Потом все вокруг стало тихо. Какое-то время спустя инспектор открыл глаза и, по-прежнему лежа плашмя, попытался отыскать следы нападавших. Позже он укрылся в кустах; на его перепачканной землей форме выступила красная полоска от крови, вытекавшей из раны; так же, как охранник, он думал, что все, кроме него, перебиты.
Раненый инспектор оказался мужественным малым и, превозмогая боль – пуля засела у него в спине, – начал свой двадцатичасовой поход в направлении Кампи-иа-Симба. Его подобрал другой патруль и доставил на место.
То, что буквально накануне к нам прилетел Андреас, оказалось подарком судьбы. Обернув вокруг пояса кикой – местную хлопчатую ткань,
– Джордж пошел в хижину, где спал врач, и вскоре тот уже осматривал рану. Пуля вырвала кусок мяса размером с крупную монету. Когда Андреас сообщил инспектору, что он чудом избежал тяжелого увечья, тот, несмотря на страдания, почувствовал себя совершенно счастливым.
История с инспектором, равно как и сцена с Джорджем, происшедшая на глазах у всех и трагедия со слонами накрепко врезались в умы посетителей лагеря. Все это полностью развеяло миф, с которым многие из них приехали сюда, – миф об Африке как о спокойном райском месте, каковой ее воображают только те, кто никогда там не жил.
Глава третья
ПЕРВЫЕ ДНИ В КОРЕ
Жизнь в Коре быстро возвращалась в нормальное русло – казалось даже, что слишком быстро, как это обычно представляется после смерти или иной трагедии. Зверское убийство шифтой охотинспекторов потрясло и привело в негодование правительство Кении, и на территорию заповедника были введены военизированные части. Перед ними поставили задачу удалить за пределы заповедника всех сомалийцев с их скотом, а главное – выследить убийц и расправиться с ними. Президент страны издал указ о том, что с целью пресечения истребления слонов и дальнейшей дестабилизации положения в Кении разрешается стрелять в браконьеров на месте преступления – мотивом послужило все то же убийство охотинспекторов. Теперь, когда военизированные части были дислоцированы всего в четырех километрах от Кампи-иа-Симба, мы почувствовали себя как за каменной стеной.

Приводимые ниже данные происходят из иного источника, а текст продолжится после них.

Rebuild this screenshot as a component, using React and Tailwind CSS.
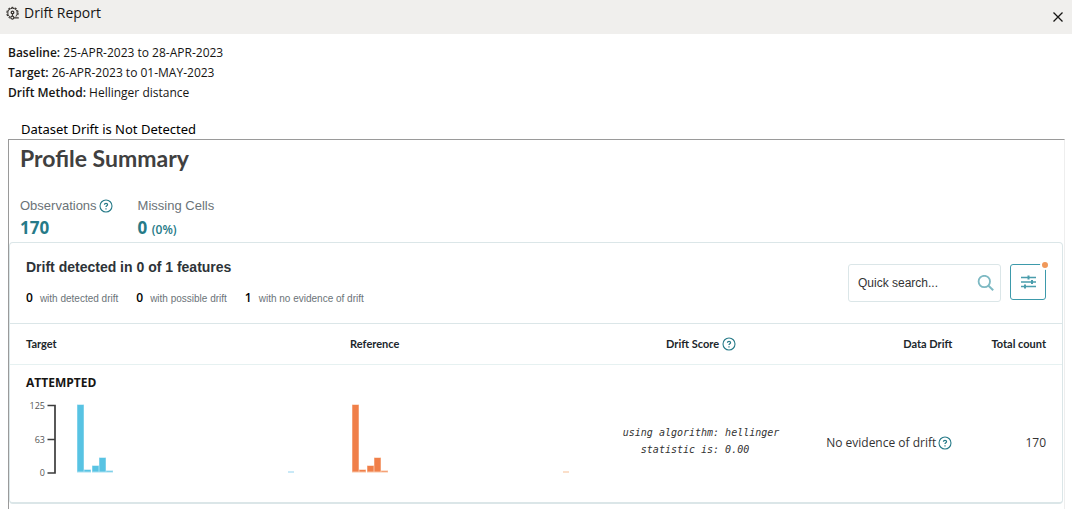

Кроме того, у нас в лагере жили трое львят, которым было каких-нибудь две недели от роду. Их мать трагически погибла – ее застрелили за то, что она резала скот. Когда осматривали тело убитой, обнаружили, что она выкармливала детенышей. Их принялись искать и нашли. Всех троих – самца, который получил имя Батиан, и двух сестричек, которых назвали Фьюрейя и Рафики, – передали Джорджу.
Новорожденных львят поместили в большой загон, примыкающий к хижине Джорджа, а когда они подросли, то укладывались спать, прижавшись к ограде, в нескольких футах от того места, где Джордж ставил свою раскладушку.
Их присутствие вызывало в памяти Джорджа много воспоминаний и подсказывало ему множество историй. После восьмилетнего перерыва ему предстояло возобновить работу, с которой были связаны лучшие годы его жизни, и детеныши, напоминая о прошлом, вселяли надежду на будущее. С того времени, как родилась легенда о львице Эльсе, прошло примерно тридцать лет и три года, и теперь ее дух, как и дух других львов, встретившихся Джорджу на жизненном пути, воплотился в крошечных, едва держащихся на лапах детенышах. Они же, в свою очередь, были отражением судьбы человека, который посвятил свою жизнь дикой природе и ныне, несмотря на почтенный возраст, неустанен в своем поиске; человека с искрометными глазами, который видел немало перемен, стал свидетелем эпохи первых белых поселенцев и дожил до тех дней, когда экономическое благополучие его страны оказалось в сильной зависимости от того, что составляло смысл его существования, – от сохранения дикой природы.
В первые недели моего пребывания в Коре, когда нам с Джорджем удавалось отделаться от назойливых посетителей, он рассказывал мне о прошлом. При этом он обычно садился за письменный стол, а я – просто на песчаный пол в его узенькой комнатенке.
Здесь, в этой комнатенке, прошлое оживало перед нашими глазами – оно вставало с поблекших фотографий Джой и Эльсы, Мальчика и Кристиана, о нем напоминало небогатое барахлишко вроде шомполов для чистки ружей да старенького фотоаппарата лейка. Это было жилище человека, которому претила погоня за материальными благами. Все, что у него имелось, служило какой-то цели, играло какую-то роль в его жизни и, естественно, занимало свое место. Никакого хаоса, беспорядка.